Tor Inge Kristoffersen, a guard in the Norwegian capital’s government block, told the court that on July 22 he saw a white van park at the foot of the tower housing the offices of Labour Prime Minister Jens Stoltenberg.
He said he was in the operations centre in the basement of the building and was using surveillance camera images to check whether the van was authorised to be there. “When I was zooming in on the number plate, the car exploded,” he testified, adding that “half of the images disappeared from our screens because the cameras had been destroyed in the explosion.” “There was a huge roar. We were so close that we did not hear a blast, but a roar, and we noticed the shockwave in the ceiling over us,” he said.
Kristoffersen, a former soldier who served in the Middle East and in the Balkans, continued to work in the government district after the attacks, and said the area was like “a war zone.” In the weeks after the bombing and Breivik’s subsequent shooting massacre on the nearby Utoeya island — where he killed another 69 people, mainly teens — many raised questions about how the right-wing extremist could have parked his van so close to Norway’s political nerve centre. In his testimony, Kristoffersen stressed that long-overdue construction was under way to block off traffic in the street outside the government building, but that in the meantime “illegal parking” was frequent in the area.
“We chased cars away from there every day,” he said. Svein Olav Christensen, a government explosives expert, meanwhile told the court that a reenactment and simulations showed that Breivik’s bomb had the energy equivalent of between 400 and 700 kilos (180-320 pounds) of TNT. “The main charge is easy to make,” he said, adding though that “the detonator is more difficult.”

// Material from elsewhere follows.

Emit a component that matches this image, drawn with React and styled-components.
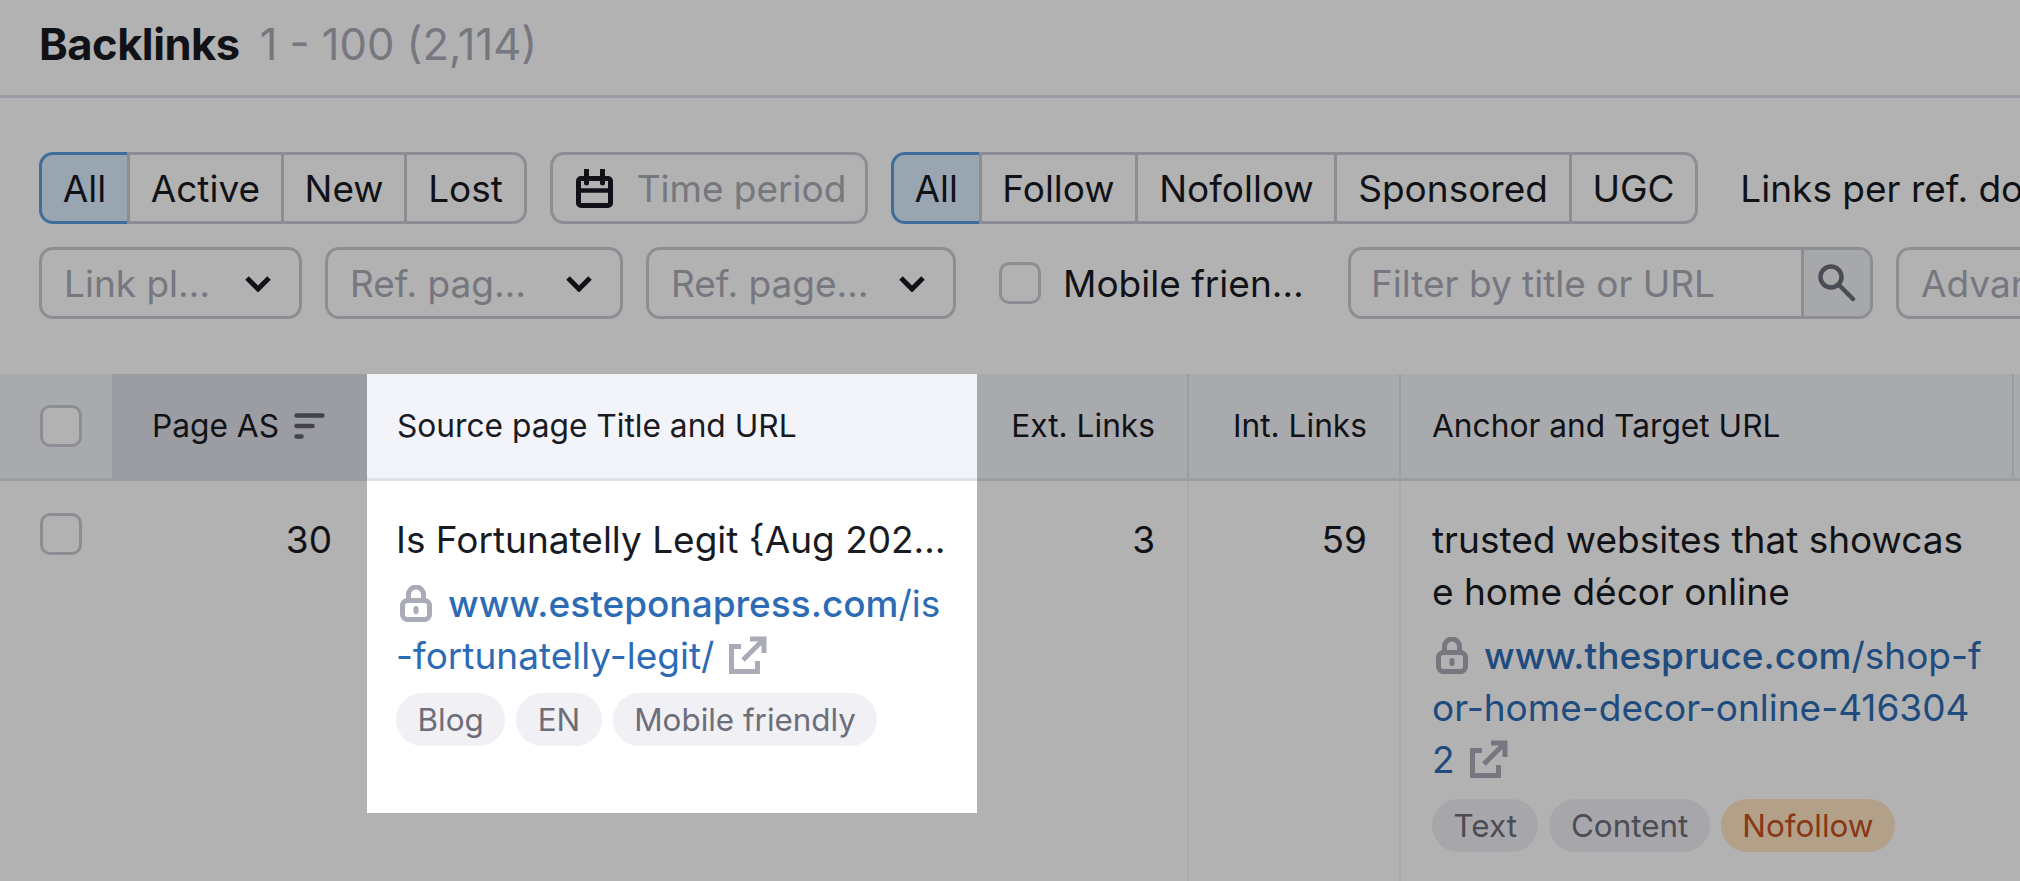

The 33-year-old confessed killer used fertiliser, diesel and aluminium to make his 950-kilo bomb, which killed eight people working in the building and passers-by and injured dozens more. Stoltenberg, who was working from his official residence that day, was not harmed in the attack. Breivik has said his twin attacks were “cruel but necessary” to stop the Labour Party’s “multicultural experiment” and halt the “Muslim invasion” of Norway and Europe.
Police operation chief Thor Langli was also called to testify Tuesday and described the confusion that followed the blast, with contradictory messages suggesting there were two suspects and possibly other bombs ready to go off. “I thought there was a connection,” he said about the moment when he was told about the Utoeya shooting massacre. “I could not conceive that we could be facing several guys like him at the same time,” Langli said, turning towards the accused. As during the first six days of his trial, Breivik, who has confessed to the facts but refused to plead guilty, showed no emotion when faced with details of his bloodbath. He has been charged with “acts of terror” and faces either 21 years in prison — a sentence that could be extended indefinitely if he is still considered a threat to society — or closed psychiatric care, possibly for life.